> _Exercise_
Restate all the material verbatim, except for the pictures.

◇ ◇ ◇

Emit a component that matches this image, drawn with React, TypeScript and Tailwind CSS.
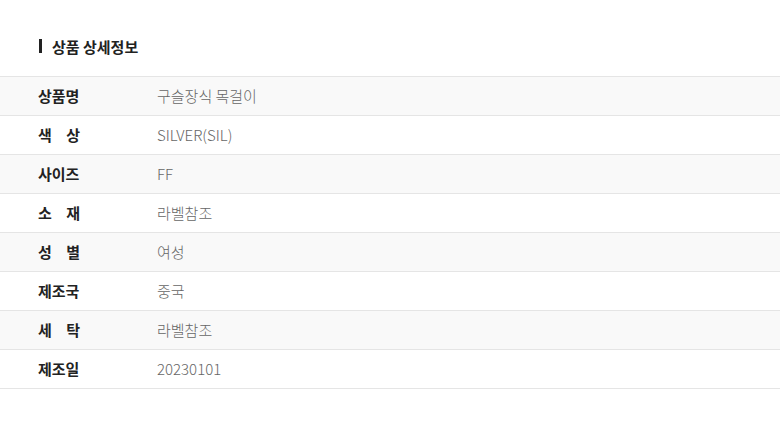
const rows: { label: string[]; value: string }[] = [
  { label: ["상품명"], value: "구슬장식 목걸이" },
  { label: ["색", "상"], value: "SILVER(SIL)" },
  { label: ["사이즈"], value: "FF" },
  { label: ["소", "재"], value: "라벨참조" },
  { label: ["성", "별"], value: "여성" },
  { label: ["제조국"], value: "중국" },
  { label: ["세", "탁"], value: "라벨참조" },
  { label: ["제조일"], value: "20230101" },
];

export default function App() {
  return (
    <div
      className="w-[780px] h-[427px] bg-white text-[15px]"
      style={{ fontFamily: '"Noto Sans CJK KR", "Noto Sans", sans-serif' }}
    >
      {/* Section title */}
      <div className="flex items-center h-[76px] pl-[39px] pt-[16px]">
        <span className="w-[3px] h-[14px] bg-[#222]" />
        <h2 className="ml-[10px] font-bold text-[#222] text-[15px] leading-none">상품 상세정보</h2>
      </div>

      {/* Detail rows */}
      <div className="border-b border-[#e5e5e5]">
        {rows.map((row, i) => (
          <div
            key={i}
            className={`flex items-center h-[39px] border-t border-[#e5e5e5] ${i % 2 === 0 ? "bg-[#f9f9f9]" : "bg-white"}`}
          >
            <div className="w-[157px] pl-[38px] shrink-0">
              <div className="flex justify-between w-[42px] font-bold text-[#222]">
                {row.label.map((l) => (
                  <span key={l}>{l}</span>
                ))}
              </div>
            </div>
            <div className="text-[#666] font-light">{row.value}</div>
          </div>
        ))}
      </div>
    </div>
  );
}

◇ ◇ ◇

> _Response_
Emit a component that matches this image, drawn with React, TypeScript and Tailwind CSS.
const rows: { label: string[]; value: string }[] = [
  { label: ["상품명"], value: "구슬장식 목걸이" },
  { label: ["색", "상"], value: "SILVER(SIL)" },
  { label: ["사이즈"], value: "FF" },
  { label: ["소", "재"], value: "라벨참조" },
  { label: ["성", "별"], value: "여성" },
  { label: ["제조국"], value: "중국" },
  { label: ["세", "탁"], value: "라벨참조" },
  { label: ["제조일"], value: "20230101" },
];

export default function App() {
  return (
    <div
      className="w-[780px] h-[427px] bg-white text-[15px]"
      style={{ fontFamily: '"Noto Sans CJK KR", "Noto Sans", sans-serif' }}
    >
      {/* Section title */}
      <div className="flex items-center h-[76px] pl-[39px] pt-[16px]">
        <span className="w-[3px] h-[14px] bg-[#222]" />
        <h2 className="ml-[10px] font-bold text-[#222] text-[15px] leading-none">상품 상세정보</h2>
      </div>

      {/* Detail rows */}
      <div className="border-b border-[#e5e5e5]">
        {rows.map((row, i) => (
          <div
            key={i}
            className={`flex items-center h-[39px] border-t border-[#e5e5e5] ${i % 2 === 0 ? "bg-[#f9f9f9]" : "bg-white"}`}
          >
            <div className="w-[157px] pl-[38px] shrink-0">
              <div className="flex justify-between w-[42px] font-bold text-[#222]">
                {row.label.map((l) => (
                  <span key={l}>{l}</span>
                ))}
              </div>
            </div>
            <div className="text-[#666] font-light">{row.value}</div>
          </div>
        ))}
      </div>
    </div>
  );
}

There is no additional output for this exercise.